I should shut up about it—although I await with interest how Kingsolver is going to get Demon to choose entirely the wrong life partner before settling down with the right woman. Maybe in this novel, he won’t. Settle down with the right woman. In David Copperfield plausibility, as so often, is stretched far beyond breaking-point in order for Agnes to be still waiting for him after he has made a complete hash of his emotional life in adulthood. In Dickens, she’s been having to look after her father, befuddled by a mixture of drink and Uriah Heep’s plotting into losing almost all he has. We’ve seen Coach Winfield’s bad drinking habits, and we’ve met the dangerously resentful ‘U-Haul’ Pyles—great name—who has already let Demon know he’d better get ready for big changes coming. Like Heep, he has a snake-like habit of making it his business to surreptitiously pry into his boss’s affairs. In fact, he shares Heep’s repulsive reptilian qualities to the extent that it sometimes feels like plagiarism.

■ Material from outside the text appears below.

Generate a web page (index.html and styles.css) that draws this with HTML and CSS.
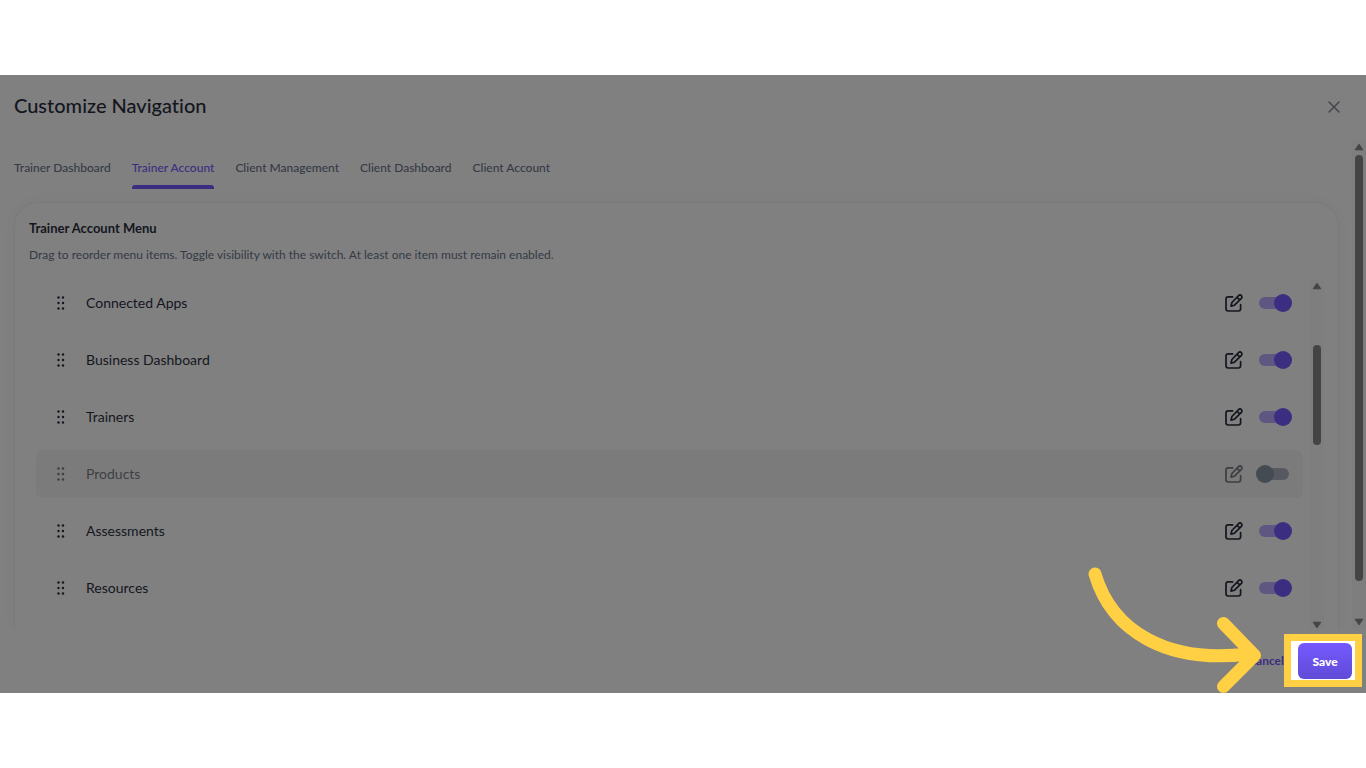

So you get the picture. And you get why I’m not convinced—Kingsolver’s project not being helped, for me, by the fact that I was never convinced by David Copperfield either. Like Demon, David goes from rock-bottom to adolescent happiness through the happy intervention of a raft of helpful adults plus a girl slightly older than he is who wants to help as much as they do. In fact, Demon is even better off than David. He has Coach Winfield, whose reflected glory makes his time at the football-obsessed school easy from day 1. He has Mr Armstrong, in charge of a far wider education than ordinary teachers offer. He has Annie, not just Armstrong’s wife but a teacher—an art teacher!—who wants to do nothing in the world more than convince Demon that he’s as gifted an art student as any she’s ever taught. If it wasn’t for those pesky hormones he’d be home and dry. Not that they’ve really kicked in yet—he’s only fourteen, and the ersatz Dora Spenlow is a long way off, I’m guessing—but they will. And they will probably bring greater disaster for Demon than David’s silly crush brings him.